— EXERCISE —
Extract all lines from the data beneath that include the word "image".
## begin
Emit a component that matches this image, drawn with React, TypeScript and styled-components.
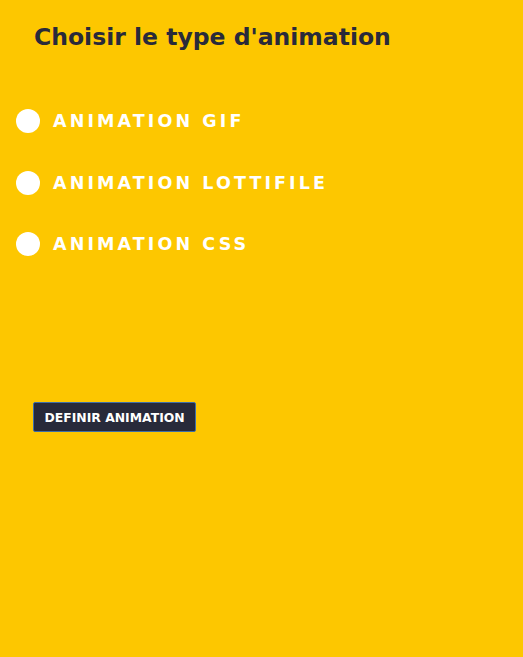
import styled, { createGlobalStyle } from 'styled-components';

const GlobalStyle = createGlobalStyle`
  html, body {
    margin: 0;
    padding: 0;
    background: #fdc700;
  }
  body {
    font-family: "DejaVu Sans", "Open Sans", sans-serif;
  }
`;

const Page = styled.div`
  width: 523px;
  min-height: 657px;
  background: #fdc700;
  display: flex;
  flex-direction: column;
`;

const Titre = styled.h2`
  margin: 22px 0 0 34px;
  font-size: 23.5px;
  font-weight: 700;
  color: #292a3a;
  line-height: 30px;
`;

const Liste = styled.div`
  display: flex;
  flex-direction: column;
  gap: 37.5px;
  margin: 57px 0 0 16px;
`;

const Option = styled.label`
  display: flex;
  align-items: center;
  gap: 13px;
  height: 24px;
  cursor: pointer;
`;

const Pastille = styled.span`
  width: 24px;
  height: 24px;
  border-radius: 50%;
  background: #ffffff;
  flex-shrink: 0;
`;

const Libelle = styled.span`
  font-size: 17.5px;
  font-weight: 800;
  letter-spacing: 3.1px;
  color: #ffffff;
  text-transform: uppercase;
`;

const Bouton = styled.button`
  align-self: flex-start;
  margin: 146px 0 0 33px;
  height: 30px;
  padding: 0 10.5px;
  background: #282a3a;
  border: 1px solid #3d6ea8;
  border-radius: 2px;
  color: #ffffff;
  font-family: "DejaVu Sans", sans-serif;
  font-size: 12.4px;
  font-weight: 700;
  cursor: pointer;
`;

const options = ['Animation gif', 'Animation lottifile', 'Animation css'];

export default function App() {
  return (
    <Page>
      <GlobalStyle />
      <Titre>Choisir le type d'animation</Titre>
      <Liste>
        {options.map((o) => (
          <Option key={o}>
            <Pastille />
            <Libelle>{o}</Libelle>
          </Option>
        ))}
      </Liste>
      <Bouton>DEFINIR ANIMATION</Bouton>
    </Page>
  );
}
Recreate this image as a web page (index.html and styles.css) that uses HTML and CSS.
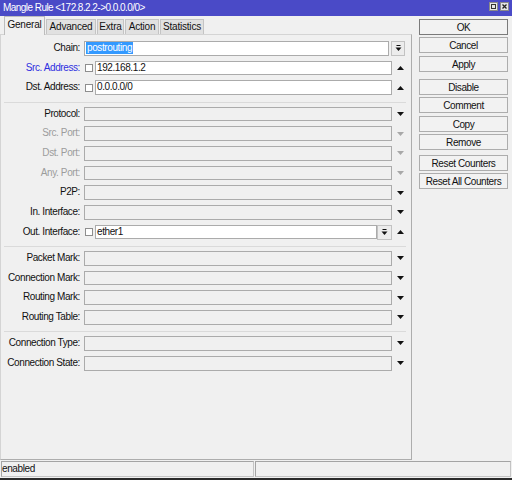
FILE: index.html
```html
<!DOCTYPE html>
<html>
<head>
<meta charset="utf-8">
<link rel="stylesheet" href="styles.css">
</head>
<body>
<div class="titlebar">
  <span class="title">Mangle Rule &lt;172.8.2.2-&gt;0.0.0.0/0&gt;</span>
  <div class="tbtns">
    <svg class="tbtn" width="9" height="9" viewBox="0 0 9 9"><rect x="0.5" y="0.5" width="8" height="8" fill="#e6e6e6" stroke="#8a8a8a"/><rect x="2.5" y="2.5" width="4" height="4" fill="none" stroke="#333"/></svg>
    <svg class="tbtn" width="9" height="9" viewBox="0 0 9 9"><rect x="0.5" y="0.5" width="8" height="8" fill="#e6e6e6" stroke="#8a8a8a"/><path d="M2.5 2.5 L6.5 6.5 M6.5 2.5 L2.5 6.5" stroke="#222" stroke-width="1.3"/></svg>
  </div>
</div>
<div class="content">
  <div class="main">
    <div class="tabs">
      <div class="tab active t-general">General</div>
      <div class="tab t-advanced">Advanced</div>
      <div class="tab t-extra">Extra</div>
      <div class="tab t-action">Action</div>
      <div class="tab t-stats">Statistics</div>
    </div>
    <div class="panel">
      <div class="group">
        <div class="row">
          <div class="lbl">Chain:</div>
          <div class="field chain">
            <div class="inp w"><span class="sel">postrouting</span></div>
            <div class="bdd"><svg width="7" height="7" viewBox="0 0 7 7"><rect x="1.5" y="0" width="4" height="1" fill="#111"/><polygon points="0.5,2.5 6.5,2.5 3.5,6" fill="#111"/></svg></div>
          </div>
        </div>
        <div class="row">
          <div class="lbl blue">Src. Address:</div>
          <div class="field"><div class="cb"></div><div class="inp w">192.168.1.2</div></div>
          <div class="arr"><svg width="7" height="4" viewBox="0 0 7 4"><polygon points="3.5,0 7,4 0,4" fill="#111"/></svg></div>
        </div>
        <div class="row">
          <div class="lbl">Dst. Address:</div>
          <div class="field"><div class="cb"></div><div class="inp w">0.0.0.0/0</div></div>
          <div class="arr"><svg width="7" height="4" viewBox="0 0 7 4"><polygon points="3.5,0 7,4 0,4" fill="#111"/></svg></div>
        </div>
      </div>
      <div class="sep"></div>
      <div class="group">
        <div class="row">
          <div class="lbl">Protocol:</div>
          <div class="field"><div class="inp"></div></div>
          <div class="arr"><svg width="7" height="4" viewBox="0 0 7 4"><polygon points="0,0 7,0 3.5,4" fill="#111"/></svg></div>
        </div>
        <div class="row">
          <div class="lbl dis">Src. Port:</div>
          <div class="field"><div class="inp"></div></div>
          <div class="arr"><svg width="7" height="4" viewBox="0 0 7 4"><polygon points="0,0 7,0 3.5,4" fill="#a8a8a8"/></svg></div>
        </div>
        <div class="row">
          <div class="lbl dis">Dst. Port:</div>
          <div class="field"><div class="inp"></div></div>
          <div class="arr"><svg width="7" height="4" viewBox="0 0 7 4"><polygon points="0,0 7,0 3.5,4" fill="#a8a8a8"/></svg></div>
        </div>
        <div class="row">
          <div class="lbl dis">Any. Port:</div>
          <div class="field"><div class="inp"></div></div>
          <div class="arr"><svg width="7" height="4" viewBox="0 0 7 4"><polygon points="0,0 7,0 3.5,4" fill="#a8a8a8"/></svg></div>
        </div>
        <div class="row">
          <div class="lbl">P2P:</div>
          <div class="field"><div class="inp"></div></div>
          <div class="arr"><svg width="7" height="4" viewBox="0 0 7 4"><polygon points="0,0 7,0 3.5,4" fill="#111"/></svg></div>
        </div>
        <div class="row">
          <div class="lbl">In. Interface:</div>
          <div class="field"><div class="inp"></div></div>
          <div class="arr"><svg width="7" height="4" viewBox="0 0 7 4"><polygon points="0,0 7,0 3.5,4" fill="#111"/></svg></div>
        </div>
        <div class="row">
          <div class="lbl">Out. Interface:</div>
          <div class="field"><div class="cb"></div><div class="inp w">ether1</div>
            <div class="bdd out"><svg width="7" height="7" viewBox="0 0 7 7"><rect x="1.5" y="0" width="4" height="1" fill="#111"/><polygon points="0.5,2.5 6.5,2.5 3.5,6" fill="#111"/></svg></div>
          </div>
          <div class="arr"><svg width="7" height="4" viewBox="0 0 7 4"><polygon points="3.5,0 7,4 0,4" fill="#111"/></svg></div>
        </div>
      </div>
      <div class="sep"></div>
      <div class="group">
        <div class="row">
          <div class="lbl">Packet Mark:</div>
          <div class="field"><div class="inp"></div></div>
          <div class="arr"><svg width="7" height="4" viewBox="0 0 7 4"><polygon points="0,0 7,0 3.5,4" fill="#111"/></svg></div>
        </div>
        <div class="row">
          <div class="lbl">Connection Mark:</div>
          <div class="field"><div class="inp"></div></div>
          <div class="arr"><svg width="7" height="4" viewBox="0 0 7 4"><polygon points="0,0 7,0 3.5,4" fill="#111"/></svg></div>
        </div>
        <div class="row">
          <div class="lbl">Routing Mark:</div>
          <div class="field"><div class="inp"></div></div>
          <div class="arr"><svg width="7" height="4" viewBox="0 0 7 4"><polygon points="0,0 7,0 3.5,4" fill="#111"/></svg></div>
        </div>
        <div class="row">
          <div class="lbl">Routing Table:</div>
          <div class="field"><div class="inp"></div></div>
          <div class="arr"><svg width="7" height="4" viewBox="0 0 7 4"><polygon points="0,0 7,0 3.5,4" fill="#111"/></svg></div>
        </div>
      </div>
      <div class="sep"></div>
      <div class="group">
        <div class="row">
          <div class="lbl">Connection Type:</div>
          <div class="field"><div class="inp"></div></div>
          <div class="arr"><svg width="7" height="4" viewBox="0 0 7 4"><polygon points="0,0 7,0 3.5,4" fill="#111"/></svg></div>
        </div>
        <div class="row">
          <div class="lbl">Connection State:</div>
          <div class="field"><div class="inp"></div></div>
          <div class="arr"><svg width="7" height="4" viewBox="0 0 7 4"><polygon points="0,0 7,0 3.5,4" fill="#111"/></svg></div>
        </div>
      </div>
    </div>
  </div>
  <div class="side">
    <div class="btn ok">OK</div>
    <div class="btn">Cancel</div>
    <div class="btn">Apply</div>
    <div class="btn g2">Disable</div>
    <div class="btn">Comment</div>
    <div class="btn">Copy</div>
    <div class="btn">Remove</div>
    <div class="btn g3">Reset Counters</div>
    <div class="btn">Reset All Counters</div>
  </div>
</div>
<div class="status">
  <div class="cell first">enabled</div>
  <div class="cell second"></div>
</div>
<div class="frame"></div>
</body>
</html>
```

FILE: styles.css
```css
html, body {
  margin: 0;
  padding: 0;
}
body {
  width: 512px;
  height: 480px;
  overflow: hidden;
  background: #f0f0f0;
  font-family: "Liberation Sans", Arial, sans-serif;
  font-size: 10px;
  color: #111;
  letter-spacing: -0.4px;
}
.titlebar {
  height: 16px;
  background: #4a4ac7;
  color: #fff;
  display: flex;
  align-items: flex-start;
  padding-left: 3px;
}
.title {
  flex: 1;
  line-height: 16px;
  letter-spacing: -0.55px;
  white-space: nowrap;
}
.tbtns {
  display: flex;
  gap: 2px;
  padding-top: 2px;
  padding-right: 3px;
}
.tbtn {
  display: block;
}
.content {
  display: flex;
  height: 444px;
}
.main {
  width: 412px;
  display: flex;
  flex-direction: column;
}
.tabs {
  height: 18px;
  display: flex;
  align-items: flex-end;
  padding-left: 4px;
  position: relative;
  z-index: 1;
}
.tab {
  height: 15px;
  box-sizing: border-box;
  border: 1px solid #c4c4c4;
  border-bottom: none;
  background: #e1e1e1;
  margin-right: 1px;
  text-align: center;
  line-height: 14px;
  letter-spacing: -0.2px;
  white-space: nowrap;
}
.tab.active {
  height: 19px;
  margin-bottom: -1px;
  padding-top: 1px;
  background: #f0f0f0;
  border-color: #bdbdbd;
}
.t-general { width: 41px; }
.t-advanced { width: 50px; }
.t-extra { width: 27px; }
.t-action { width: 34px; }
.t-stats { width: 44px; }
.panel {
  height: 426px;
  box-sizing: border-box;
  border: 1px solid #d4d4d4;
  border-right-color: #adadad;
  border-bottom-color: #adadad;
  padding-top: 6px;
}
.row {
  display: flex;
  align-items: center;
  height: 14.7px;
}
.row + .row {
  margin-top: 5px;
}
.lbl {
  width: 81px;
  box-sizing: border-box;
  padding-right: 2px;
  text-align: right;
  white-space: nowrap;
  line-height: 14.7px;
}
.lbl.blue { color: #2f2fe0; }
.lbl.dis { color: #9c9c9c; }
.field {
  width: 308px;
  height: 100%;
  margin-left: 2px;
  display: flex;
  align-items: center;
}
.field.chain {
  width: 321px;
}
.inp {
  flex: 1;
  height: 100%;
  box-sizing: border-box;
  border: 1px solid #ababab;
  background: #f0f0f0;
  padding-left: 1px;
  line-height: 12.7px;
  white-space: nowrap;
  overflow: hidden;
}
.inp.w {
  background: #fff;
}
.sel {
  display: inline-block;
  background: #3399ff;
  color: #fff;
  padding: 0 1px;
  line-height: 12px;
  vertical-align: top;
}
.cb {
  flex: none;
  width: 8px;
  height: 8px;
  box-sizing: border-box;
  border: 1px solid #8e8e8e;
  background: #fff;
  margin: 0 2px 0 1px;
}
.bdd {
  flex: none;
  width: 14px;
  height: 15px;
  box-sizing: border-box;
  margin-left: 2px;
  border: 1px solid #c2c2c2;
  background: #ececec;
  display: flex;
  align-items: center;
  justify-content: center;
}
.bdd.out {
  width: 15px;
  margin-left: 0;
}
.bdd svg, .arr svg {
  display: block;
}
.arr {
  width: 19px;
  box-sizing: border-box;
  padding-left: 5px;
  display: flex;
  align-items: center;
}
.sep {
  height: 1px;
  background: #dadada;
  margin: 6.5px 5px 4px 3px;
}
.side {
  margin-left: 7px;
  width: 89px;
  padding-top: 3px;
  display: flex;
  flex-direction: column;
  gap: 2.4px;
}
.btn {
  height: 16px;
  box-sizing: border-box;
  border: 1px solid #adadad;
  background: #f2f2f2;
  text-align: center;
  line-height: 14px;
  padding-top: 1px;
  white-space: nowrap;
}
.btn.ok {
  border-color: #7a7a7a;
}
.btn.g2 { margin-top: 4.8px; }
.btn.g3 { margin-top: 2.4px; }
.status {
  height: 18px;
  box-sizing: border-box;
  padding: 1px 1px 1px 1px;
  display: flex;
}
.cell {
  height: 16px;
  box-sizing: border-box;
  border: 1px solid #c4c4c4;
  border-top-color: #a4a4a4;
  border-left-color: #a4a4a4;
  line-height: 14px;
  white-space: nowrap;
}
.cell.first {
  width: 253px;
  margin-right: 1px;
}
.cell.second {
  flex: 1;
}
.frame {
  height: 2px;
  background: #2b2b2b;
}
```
## end
— RESPONSE —
Emit a component that matches this image, drawn with React, TypeScript and styled-components.
Recreate this image as a web page (index.html and styles.css) that uses HTML and CSS.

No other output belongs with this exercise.